### Data shown
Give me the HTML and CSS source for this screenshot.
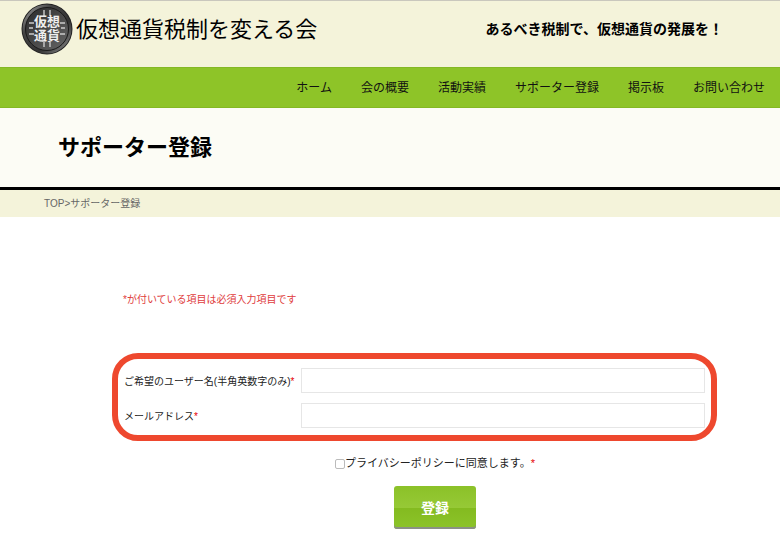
FILE: index.html
```html
<!DOCTYPE html>
<html lang="ja">
<head>
  <meta charset="UTF-8">
  <meta name="viewport" content="width=device-width, initial-scale=1.0">
  <title>サポーター登録 | 仮想通貨税制を変える会</title>
  <link rel="stylesheet" href="styles.css">
</head>
<body>
  <header class="header">
    <a class="brand" href="#">
      <svg class="logo" viewBox="0 0 52 52" aria-hidden="true">
        <defs>
          <linearGradient id="rim" x1="0" y1="0" x2="1" y2="1">
            <stop offset="0" stop-color="#b0b0b0"/>
            <stop offset="0.3" stop-color="#444"/>
            <stop offset="0.65" stop-color="#333"/>
            <stop offset="1" stop-color="#999"/>
          </linearGradient>
          <linearGradient id="face" x1="0" y1="0" x2="1" y2="1">
            <stop offset="0" stop-color="#2a2a2a"/>
            <stop offset="1" stop-color="#666"/>
          </linearGradient>
        </defs>
        <circle cx="26" cy="26" r="25.5" fill="#222"/>
        <circle cx="26" cy="26" r="24.5" fill="url(#rim)"/>
        <circle cx="26" cy="26" r="21.5" fill="url(#face)" stroke="#1a1a1a" stroke-width="1"/>
        <path d="M23 7v6M29 7v6M23 39v5M29 39v5M8 20h5M8 25h4M8 31h5M39 20h5M40 25h4M39 31h5" stroke="#ccc" stroke-width="1.4" fill="none"/>
        <g class="logo-text" text-anchor="middle">
          <text x="26" y="23">仮想</text>
          <text x="26" y="37">通貨</text>
        </g>
      </svg>
      <span class="site-name">仮想通貨税制を変える会</span>
    </a>
    <p class="tagline">あるべき税制で、仮想通貨の発展を！</p>
  </header>

  <nav class="nav">
    <a href="#">ホーム</a>
    <a href="#">会の概要</a>
    <a href="#">活動実績</a>
    <a href="#">サポーター登録</a>
    <a href="#">掲示板</a>
    <a href="#">お問い合わせ</a>
  </nav>

  <div class="page-title">
    <h1>サポーター登録</h1>
  </div>
  <div class="breadcrumb"><a href="#">TOP</a>&gt;サポーター登録</div>

  <main class="main">
    <p class="note">*が付いている項目は必須入力項目です</p>
    <form class="form">
      <div class="fields">
        <label for="username">ご希望のユーザー名(半角英数字のみ)<span class="req">*</span></label>
        <input type="text" id="username" name="username">
        <label for="email">メールアドレス<span class="req">*</span></label>
        <input type="email" id="email" name="email">
      </div>
      <div class="agree">
        <input type="checkbox" id="agree" name="agree">
        <label for="agree">プライバシーポリシーに同意します。<span class="req">*</span></label>
      </div>
      <button class="btn" type="submit">登録</button>
    </form>
  </main>
</body>
</html>
```
FILE: styles.css
```css
* {
  box-sizing: border-box;
}
body {
  margin: 0;
  background: #fff;
  color: #222;
  font-family: "Liberation Sans", "Noto Sans CJK JP", sans-serif;
  font-size: 10px;
}
a {
  color: inherit;
  text-decoration: none;
}
.header {
  display: flex;
  justify-content: space-between;
  height: 67px;
  padding: 2px 57px 0 21px;
  border-top: 1px solid #c9c7bd;
  background: #f4f3da;
  color: #000;
}
.brand {
  display: flex;
  align-items: center;
  gap: 3px;
  height: 52px;
}
.logo {
  width: 52px;
  height: 52px;
}
.logo-text {
  fill: #eee;
  font-size: 13px;
  font-weight: bold;
}
.site-name {
  padding-bottom: 4px;
  font-size: 22px;
  white-space: nowrap;
}
.tagline {
  margin: 0;
  font-size: 14px;
  font-weight: bold;
  line-height: 52px;
  white-space: nowrap;
}
.nav {
  display: flex;
  justify-content: flex-end;
  gap: 29px;
  padding: 1px 15px 0;
  background: #8ec428;
  border-top: 1px solid #84b824;
  border-bottom: 1px solid #84b824;
  color: #111;
  font-size: 12px;
  line-height: 38px;
  white-space: nowrap;
}
.page-title {
  padding: 0 58px;
  background: #fcfcf5;
  border-bottom: 3px solid #000;
}
.page-title h1 {
  margin: 0;
  color: #000;
  font-size: 22px;
  line-height: 79px;
}
.breadcrumb {
  padding: 0 44px;
  background: #f4f3da;
  color: #666;
  line-height: 27px;
}
.main {
  padding: 73px 63px 18px 112px;
}
.note {
  margin: 0 11px;
  color: #e03c3c;
  line-height: 20px;
}
.form {
  display: flex;
  flex-direction: column;
  align-items: center;
  margin-top: 43px;
}
.fields {
  display: grid;
  grid-template-columns: 177px 1fr;
  row-gap: 10px;
  align-items: center;
  width: 100%;
  padding: 9px 6px 7px;
  border: 6px solid #ee482e;
  border-radius: 26px;
}
.fields input {
  width: 100%;
  height: 25px;
  padding: 0 6px;
  border: 1px solid #e6e6e6;
  background: #fff;
  font: inherit;
}
.req {
  color: #e60000;
}
.agree {
  display: flex;
  align-items: center;
  margin: 12px 0 13px 41px;
  font-size: 11px;
  line-height: 20px;
}
.agree input {
  appearance: none;
  width: 10px;
  height: 10px;
  margin: 2px 0 0;
  border: 1px solid #bbb;
  border-radius: 2px;
  background: #fff;
}
.agree input:checked {
  background: #8ec428;
}
.btn {
  width: 82px;
  height: 43px;
  margin-left: 41px;
  padding: 0 0 2px;
  border: none;
  border-radius: 3px;
  background: linear-gradient(#8bc128, #96c936 50%, #84bb20 52%, #8cc42a);
  box-shadow: inset 0 -2px 0 #8b9186;
  color: #fff;
  font-family: inherit;
  font-size: 14px;
  font-weight: bold;
  cursor: pointer;
}
```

### Stated goal
Copy out all of the material exactly as written, without its pictures.

### Full solution
Give me the HTML and CSS source for this screenshot.
FILE: index.html
```html
<!DOCTYPE html>
<html lang="ja">
<head>
  <meta charset="UTF-8">
  <meta name="viewport" content="width=device-width, initial-scale=1.0">
  <title>サポーター登録 | 仮想通貨税制を変える会</title>
  <link rel="stylesheet" href="styles.css">
</head>
<body>
  <header class="header">
    <a class="brand" href="#">
      <svg class="logo" viewBox="0 0 52 52" aria-hidden="true">
        <defs>
          <linearGradient id="rim" x1="0" y1="0" x2="1" y2="1">
            <stop offset="0" stop-color="#b0b0b0"/>
            <stop offset="0.3" stop-color="#444"/>
            <stop offset="0.65" stop-color="#333"/>
            <stop offset="1" stop-color="#999"/>
          </linearGradient>
          <linearGradient id="face" x1="0" y1="0" x2="1" y2="1">
            <stop offset="0" stop-color="#2a2a2a"/>
            <stop offset="1" stop-color="#666"/>
          </linearGradient>
        </defs>
        <circle cx="26" cy="26" r="25.5" fill="#222"/>
        <circle cx="26" cy="26" r="24.5" fill="url(#rim)"/>
        <circle cx="26" cy="26" r="21.5" fill="url(#face)" stroke="#1a1a1a" stroke-width="1"/>
        <path d="M23 7v6M29 7v6M23 39v5M29 39v5M8 20h5M8 25h4M8 31h5M39 20h5M40 25h4M39 31h5" stroke="#ccc" stroke-width="1.4" fill="none"/>
        <g class="logo-text" text-anchor="middle">
          <text x="26" y="23">仮想</text>
          <text x="26" y="37">通貨</text>
        </g>
      </svg>
      <span class="site-name">仮想通貨税制を変える会</span>
    </a>
    <p class="tagline">あるべき税制で、仮想通貨の発展を！</p>
  </header>

  <nav class="nav">
    <a href="#">ホーム</a>
    <a href="#">会の概要</a>
    <a href="#">活動実績</a>
    <a href="#">サポーター登録</a>
    <a href="#">掲示板</a>
    <a href="#">お問い合わせ</a>
  </nav>

  <div class="page-title">
    <h1>サポーター登録</h1>
  </div>
  <div class="breadcrumb"><a href="#">TOP</a>&gt;サポーター登録</div>

  <main class="main">
    <p class="note">*が付いている項目は必須入力項目です</p>
    <form class="form">
      <div class="fields">
        <label for="username">ご希望のユーザー名(半角英数字のみ)<span class="req">*</span></label>
        <input type="text" id="username" name="username">
        <label for="email">メールアドレス<span class="req">*</span></label>
        <input type="email" id="email" name="email">
      </div>
      <div class="agree">
        <input type="checkbox" id="agree" name="agree">
        <label for="agree">プライバシーポリシーに同意します。<span class="req">*</span></label>
      </div>
      <button class="btn" type="submit">登録</button>
    </form>
  </main>
</body>
</html>
```
FILE: styles.css
```css
* {
  box-sizing: border-box;
}
body {
  margin: 0;
  background: #fff;
  color: #222;
  font-family: "Liberation Sans", "Noto Sans CJK JP", sans-serif;
  font-size: 10px;
}
a {
  color: inherit;
  text-decoration: none;
}
.header {
  display: flex;
  justify-content: space-between;
  height: 67px;
  padding: 2px 57px 0 21px;
  border-top: 1px solid #c9c7bd;
  background: #f4f3da;
  color: #000;
}
.brand {
  display: flex;
  align-items: center;
  gap: 3px;
  height: 52px;
}
.logo {
  width: 52px;
  height: 52px;
}
.logo-text {
  fill: #eee;
  font-size: 13px;
  font-weight: bold;
}
.site-name {
  padding-bottom: 4px;
  font-size: 22px;
  white-space: nowrap;
}
.tagline {
  margin: 0;
  font-size: 14px;
  font-weight: bold;
  line-height: 52px;
  white-space: nowrap;
}
.nav {
  display: flex;
  justify-content: flex-end;
  gap: 29px;
  padding: 1px 15px 0;
  background: #8ec428;
  border-top: 1px solid #84b824;
  border-bottom: 1px solid #84b824;
  color: #111;
  font-size: 12px;
  line-height: 38px;
  white-space: nowrap;
}
.page-title {
  padding: 0 58px;
  background: #fcfcf5;
  border-bottom: 3px solid #000;
}
.page-title h1 {
  margin: 0;
  color: #000;
  font-size: 22px;
  line-height: 79px;
}
.breadcrumb {
  padding: 0 44px;
  background: #f4f3da;
  color: #666;
  line-height: 27px;
}
.main {
  padding: 73px 63px 18px 112px;
}
.note {
  margin: 0 11px;
  color: #e03c3c;
  line-height: 20px;
}
.form {
  display: flex;
  flex-direction: column;
  align-items: center;
  margin-top: 43px;
}
.fields {
  display: grid;
  grid-template-columns: 177px 1fr;
  row-gap: 10px;
  align-items: center;
  width: 100%;
  padding: 9px 6px 7px;
  border: 6px solid #ee482e;
  border-radius: 26px;
}
.fields input {
  width: 100%;
  height: 25px;
  padding: 0 6px;
  border: 1px solid #e6e6e6;
  background: #fff;
  font: inherit;
}
.req {
  color: #e60000;
}
.agree {
  display: flex;
  align-items: center;
  margin: 12px 0 13px 41px;
  font-size: 11px;
  line-height: 20px;
}
.agree input {
  appearance: none;
  width: 10px;
  height: 10px;
  margin: 2px 0 0;
  border: 1px solid #bbb;
  border-radius: 2px;
  background: #fff;
}
.agree input:checked {
  background: #8ec428;
}
.btn {
  width: 82px;
  height: 43px;
  margin-left: 41px;
  padding: 0 0 2px;
  border: none;
  border-radius: 3px;
  background: linear-gradient(#8bc128, #96c936 50%, #84bb20 52%, #8cc42a);
  box-shadow: inset 0 -2px 0 #8b9186;
  color: #fff;
  font-family: inherit;
  font-size: 14px;
  font-weight: bold;
  cursor: pointer;
}
```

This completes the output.